Current Oakville Mayor Thomas Sims had nothing but nice things to say about the Sheriff’s Office this past May in an interview, noting that the city has been saving $200,000 annually since the contracted change.
Scott told The Vidette that there’s deputies out being trained right now, but he’s paying overtime costs to ensure that Oakville and other areas of the county continue to be served. Scott has hope that service will return to normal in a few months.
“We just had a lot of retirements all at once,” Scott said. “And we’ve had a few deputies out on leave.”
Sheriff Scott told The Vidette he’s not actively looking to take jobs away from municipalities. City officials are coming to him.

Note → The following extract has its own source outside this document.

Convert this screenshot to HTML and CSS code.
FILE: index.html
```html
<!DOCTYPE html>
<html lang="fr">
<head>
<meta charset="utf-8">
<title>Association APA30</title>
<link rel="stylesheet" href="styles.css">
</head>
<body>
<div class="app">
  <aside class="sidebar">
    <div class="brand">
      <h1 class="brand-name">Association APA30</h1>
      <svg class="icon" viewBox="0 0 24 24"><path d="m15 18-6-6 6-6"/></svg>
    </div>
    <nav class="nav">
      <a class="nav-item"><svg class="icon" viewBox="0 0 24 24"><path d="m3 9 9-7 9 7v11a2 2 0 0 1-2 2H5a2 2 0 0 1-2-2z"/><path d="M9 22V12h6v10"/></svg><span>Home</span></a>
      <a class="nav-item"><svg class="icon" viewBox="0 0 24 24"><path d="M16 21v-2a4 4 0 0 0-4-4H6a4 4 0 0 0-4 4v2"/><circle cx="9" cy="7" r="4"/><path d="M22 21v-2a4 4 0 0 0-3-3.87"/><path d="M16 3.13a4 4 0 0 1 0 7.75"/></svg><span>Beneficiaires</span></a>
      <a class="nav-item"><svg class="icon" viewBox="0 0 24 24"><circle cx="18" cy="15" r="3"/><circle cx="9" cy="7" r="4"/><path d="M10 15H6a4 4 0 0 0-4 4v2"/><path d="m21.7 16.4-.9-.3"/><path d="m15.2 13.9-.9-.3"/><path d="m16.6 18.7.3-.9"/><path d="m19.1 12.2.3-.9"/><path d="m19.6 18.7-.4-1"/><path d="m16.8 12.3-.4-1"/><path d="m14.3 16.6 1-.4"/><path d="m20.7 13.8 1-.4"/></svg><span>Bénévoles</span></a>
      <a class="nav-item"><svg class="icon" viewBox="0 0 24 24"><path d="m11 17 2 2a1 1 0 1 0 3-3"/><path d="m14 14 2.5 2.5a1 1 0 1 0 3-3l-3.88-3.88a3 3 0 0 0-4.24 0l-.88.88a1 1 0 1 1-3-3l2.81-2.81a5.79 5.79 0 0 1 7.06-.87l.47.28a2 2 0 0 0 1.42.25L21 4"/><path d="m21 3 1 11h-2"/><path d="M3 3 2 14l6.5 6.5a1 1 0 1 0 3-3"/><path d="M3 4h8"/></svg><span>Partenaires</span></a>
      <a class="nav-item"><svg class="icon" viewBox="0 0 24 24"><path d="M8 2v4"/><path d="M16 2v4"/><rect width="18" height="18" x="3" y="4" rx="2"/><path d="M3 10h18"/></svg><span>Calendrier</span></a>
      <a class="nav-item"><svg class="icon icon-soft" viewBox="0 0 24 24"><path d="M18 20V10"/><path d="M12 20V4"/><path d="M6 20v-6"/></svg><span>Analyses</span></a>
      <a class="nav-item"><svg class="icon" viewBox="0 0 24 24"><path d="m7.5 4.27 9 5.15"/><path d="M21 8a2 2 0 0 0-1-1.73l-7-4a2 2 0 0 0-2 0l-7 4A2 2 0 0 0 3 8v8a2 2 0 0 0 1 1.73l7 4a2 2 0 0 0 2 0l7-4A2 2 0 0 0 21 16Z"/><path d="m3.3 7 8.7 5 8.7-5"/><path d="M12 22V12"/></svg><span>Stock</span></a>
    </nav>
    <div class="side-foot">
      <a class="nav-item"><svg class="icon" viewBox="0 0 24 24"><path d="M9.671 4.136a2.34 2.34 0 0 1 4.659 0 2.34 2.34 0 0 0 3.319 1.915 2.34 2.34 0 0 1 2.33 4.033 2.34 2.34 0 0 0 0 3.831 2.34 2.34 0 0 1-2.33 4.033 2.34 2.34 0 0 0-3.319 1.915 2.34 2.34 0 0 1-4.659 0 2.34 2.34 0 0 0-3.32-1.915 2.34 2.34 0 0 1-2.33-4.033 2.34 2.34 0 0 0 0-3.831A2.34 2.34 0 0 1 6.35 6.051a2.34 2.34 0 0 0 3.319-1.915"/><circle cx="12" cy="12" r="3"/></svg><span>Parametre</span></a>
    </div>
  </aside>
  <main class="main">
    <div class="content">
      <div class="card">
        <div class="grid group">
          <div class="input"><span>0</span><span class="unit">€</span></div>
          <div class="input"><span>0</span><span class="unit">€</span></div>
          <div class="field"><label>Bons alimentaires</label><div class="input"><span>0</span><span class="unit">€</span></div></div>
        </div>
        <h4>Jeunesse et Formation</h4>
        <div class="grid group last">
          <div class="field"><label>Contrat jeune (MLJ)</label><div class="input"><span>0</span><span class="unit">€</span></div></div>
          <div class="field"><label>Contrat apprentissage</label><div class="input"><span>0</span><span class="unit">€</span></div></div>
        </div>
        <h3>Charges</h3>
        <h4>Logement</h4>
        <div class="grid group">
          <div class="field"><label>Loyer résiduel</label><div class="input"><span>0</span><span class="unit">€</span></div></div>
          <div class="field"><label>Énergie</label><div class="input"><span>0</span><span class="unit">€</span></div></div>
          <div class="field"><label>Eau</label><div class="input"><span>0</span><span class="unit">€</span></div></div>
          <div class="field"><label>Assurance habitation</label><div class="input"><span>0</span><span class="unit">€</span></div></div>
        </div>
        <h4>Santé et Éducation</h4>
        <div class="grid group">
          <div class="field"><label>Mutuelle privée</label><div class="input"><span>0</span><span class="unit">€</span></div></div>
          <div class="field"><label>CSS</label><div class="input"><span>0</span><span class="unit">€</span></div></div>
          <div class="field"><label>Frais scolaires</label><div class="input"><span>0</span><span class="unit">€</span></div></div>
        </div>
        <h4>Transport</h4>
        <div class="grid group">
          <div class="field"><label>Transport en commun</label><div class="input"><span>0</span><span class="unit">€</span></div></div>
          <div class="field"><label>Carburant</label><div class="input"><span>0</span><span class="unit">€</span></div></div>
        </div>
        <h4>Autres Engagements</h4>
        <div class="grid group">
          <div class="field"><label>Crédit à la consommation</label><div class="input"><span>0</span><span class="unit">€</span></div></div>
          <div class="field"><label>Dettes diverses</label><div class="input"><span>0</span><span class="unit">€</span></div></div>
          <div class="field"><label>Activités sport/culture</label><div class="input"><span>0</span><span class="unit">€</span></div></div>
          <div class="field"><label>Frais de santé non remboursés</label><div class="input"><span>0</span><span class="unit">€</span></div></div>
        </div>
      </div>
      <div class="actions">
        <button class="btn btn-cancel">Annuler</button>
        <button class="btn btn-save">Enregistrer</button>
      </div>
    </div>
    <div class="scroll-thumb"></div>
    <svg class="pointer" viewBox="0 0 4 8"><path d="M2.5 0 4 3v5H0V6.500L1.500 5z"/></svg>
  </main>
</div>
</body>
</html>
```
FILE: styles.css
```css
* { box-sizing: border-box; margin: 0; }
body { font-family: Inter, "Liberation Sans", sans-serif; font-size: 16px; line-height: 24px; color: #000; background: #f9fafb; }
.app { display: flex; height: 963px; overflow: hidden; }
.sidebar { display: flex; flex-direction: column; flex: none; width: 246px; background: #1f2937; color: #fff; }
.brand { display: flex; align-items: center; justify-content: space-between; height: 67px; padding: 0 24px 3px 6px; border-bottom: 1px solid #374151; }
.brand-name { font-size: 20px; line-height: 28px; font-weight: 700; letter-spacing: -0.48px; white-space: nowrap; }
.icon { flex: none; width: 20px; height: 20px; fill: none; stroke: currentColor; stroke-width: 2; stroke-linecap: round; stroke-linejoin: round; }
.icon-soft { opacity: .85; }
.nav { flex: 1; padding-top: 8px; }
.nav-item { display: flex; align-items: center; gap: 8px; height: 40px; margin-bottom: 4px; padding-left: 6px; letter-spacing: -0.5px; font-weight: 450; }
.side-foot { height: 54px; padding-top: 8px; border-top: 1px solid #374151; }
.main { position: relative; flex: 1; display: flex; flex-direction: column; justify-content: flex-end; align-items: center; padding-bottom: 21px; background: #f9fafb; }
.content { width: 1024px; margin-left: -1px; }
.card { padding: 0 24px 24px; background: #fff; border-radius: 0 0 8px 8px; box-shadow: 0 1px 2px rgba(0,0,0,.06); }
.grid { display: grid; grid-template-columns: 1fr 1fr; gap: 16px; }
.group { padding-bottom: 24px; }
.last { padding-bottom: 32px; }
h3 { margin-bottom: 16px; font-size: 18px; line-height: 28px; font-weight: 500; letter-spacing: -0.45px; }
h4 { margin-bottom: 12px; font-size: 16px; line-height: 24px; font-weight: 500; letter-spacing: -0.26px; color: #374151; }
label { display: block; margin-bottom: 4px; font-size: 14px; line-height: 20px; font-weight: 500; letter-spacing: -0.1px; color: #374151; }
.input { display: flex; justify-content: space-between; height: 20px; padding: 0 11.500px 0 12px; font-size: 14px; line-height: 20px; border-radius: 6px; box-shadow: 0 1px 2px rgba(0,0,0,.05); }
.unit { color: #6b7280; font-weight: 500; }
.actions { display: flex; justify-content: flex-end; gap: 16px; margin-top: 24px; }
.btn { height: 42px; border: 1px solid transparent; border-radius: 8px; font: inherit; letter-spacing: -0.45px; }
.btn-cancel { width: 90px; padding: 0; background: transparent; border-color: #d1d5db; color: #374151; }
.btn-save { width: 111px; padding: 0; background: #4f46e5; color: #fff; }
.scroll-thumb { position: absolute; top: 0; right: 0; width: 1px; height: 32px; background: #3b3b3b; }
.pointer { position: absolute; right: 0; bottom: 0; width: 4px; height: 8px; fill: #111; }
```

“They’re good people in McCleary,” Scott said.
Catterlin said the city should save three police cars, store them and try using the Sheriff’s Office for a year. He said a three-year contract that gives the city an “out” after one year may be possible.
Chief Crumb took aim at residents who said his officers were making too much money, noting that his own salary and benefits costs the city $112,000 and his officers cost $98,000 each. That doesn’t include overtime, Catterlin pointed out.
“The utility clerk position you’re advertising for right now makes more than me,” Officer Randy Bunch told the crowd.